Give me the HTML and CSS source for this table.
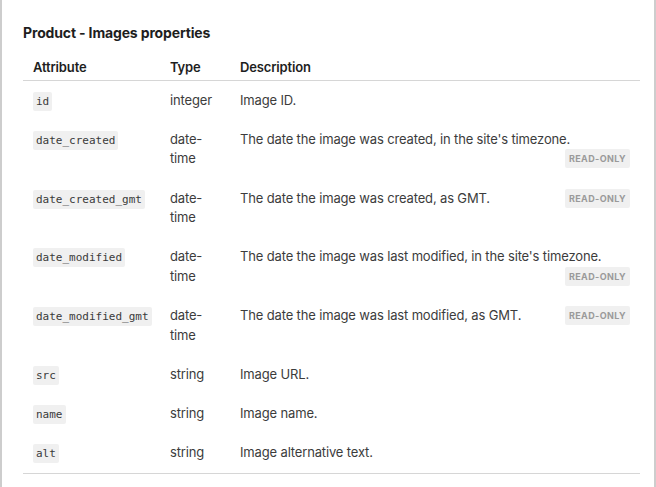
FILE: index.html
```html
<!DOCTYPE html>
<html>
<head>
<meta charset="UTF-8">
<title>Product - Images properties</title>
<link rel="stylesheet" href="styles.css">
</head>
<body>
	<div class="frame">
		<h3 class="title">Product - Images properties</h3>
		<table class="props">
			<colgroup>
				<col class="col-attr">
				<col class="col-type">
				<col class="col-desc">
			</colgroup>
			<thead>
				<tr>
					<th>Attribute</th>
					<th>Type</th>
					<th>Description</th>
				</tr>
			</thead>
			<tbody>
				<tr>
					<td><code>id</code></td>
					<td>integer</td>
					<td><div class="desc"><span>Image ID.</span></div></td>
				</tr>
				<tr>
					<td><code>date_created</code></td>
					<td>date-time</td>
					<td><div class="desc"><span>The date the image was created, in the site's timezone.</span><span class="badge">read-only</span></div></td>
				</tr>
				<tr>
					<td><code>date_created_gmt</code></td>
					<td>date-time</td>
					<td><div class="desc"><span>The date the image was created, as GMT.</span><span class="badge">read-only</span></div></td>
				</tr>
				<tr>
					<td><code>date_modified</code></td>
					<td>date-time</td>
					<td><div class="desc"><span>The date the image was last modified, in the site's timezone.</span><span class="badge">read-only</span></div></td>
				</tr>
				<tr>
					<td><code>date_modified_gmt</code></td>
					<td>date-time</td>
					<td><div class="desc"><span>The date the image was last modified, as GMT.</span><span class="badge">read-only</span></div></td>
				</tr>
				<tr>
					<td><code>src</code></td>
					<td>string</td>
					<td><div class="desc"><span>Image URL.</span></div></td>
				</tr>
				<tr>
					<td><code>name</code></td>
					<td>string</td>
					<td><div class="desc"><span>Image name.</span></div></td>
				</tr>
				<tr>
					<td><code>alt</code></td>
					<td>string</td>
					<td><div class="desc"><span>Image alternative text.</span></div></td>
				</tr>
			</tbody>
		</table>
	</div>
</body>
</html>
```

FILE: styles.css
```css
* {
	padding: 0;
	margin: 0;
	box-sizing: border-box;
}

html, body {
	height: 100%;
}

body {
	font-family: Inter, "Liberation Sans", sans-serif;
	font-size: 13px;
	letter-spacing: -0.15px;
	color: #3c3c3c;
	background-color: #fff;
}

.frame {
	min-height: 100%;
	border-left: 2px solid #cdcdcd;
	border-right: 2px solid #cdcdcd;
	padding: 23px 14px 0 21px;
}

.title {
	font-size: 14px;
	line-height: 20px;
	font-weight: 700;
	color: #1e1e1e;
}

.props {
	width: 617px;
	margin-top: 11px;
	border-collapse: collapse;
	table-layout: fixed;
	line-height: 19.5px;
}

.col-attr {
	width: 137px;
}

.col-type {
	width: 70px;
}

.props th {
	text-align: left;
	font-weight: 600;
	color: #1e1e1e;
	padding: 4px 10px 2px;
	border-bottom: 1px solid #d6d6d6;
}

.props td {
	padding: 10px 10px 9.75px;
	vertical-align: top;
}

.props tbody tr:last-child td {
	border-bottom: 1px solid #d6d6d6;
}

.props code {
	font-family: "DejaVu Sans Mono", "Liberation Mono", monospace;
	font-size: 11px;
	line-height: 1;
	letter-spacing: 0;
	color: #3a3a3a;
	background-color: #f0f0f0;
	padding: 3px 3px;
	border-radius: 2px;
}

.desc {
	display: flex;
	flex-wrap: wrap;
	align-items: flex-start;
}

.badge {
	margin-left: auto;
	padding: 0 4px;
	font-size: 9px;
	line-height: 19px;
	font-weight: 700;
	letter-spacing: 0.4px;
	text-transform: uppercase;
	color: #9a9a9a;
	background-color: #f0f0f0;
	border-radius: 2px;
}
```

> _What to work on_
Omit every picture, then reproduce the rest of the listing exactly.

> _Written answer_
Give me the HTML and CSS source for this table.
FILE: index.html
```html
<!DOCTYPE html>
<html>
<head>
<meta charset="UTF-8">
<title>Product - Images properties</title>
<link rel="stylesheet" href="styles.css">
</head>
<body>
	<div class="frame">
		<h3 class="title">Product - Images properties</h3>
		<table class="props">
			<colgroup>
				<col class="col-attr">
				<col class="col-type">
				<col class="col-desc">
			</colgroup>
			<thead>
				<tr>
					<th>Attribute</th>
					<th>Type</th>
					<th>Description</th>
				</tr>
			</thead>
			<tbody>
				<tr>
					<td><code>id</code></td>
					<td>integer</td>
					<td><div class="desc"><span>Image ID.</span></div></td>
				</tr>
				<tr>
					<td><code>date_created</code></td>
					<td>date-time</td>
					<td><div class="desc"><span>The date the image was created, in the site's timezone.</span><span class="badge">read-only</span></div></td>
				</tr>
				<tr>
					<td><code>date_created_gmt</code></td>
					<td>date-time</td>
					<td><div class="desc"><span>The date the image was created, as GMT.</span><span class="badge">read-only</span></div></td>
				</tr>
				<tr>
					<td><code>date_modified</code></td>
					<td>date-time</td>
					<td><div class="desc"><span>The date the image was last modified, in the site's timezone.</span><span class="badge">read-only</span></div></td>
				</tr>
				<tr>
					<td><code>date_modified_gmt</code></td>
					<td>date-time</td>
					<td><div class="desc"><span>The date the image was last modified, as GMT.</span><span class="badge">read-only</span></div></td>
				</tr>
				<tr>
					<td><code>src</code></td>
					<td>string</td>
					<td><div class="desc"><span>Image URL.</span></div></td>
				</tr>
				<tr>
					<td><code>name</code></td>
					<td>string</td>
					<td><div class="desc"><span>Image name.</span></div></td>
				</tr>
				<tr>
					<td><code>alt</code></td>
					<td>string</td>
					<td><div class="desc"><span>Image alternative text.</span></div></td>
				</tr>
			</tbody>
		</table>
	</div>
</body>
</html>
```

FILE: styles.css
```css
* {
	padding: 0;
	margin: 0;
	box-sizing: border-box;
}

html, body {
	height: 100%;
}

body {
	font-family: Inter, "Liberation Sans", sans-serif;
	font-size: 13px;
	letter-spacing: -0.15px;
	color: #3c3c3c;
	background-color: #fff;
}

.frame {
	min-height: 100%;
	border-left: 2px solid #cdcdcd;
	border-right: 2px solid #cdcdcd;
	padding: 23px 14px 0 21px;
}

.title {
	font-size: 14px;
	line-height: 20px;
	font-weight: 700;
	color: #1e1e1e;
}

.props {
	width: 617px;
	margin-top: 11px;
	border-collapse: collapse;
	table-layout: fixed;
	line-height: 19.5px;
}

.col-attr {
	width: 137px;
}

.col-type {
	width: 70px;
}

.props th {
	text-align: left;
	font-weight: 600;
	color: #1e1e1e;
	padding: 4px 10px 2px;
	border-bottom: 1px solid #d6d6d6;
}

.props td {
	padding: 10px 10px 9.75px;
	vertical-align: top;
}

.props tbody tr:last-child td {
	border-bottom: 1px solid #d6d6d6;
}

.props code {
	font-family: "DejaVu Sans Mono", "Liberation Mono", monospace;
	font-size: 11px;
	line-height: 1;
	letter-spacing: 0;
	color: #3a3a3a;
	background-color: #f0f0f0;
	padding: 3px 3px;
	border-radius: 2px;
}

.desc {
	display: flex;
	flex-wrap: wrap;
	align-items: flex-start;
}

.badge {
	margin-left: auto;
	padding: 0 4px;
	font-size: 9px;
	line-height: 19px;
	font-weight: 700;
	letter-spacing: 0.4px;
	text-transform: uppercase;
	color: #9a9a9a;
	background-color: #f0f0f0;
	border-radius: 2px;
}
```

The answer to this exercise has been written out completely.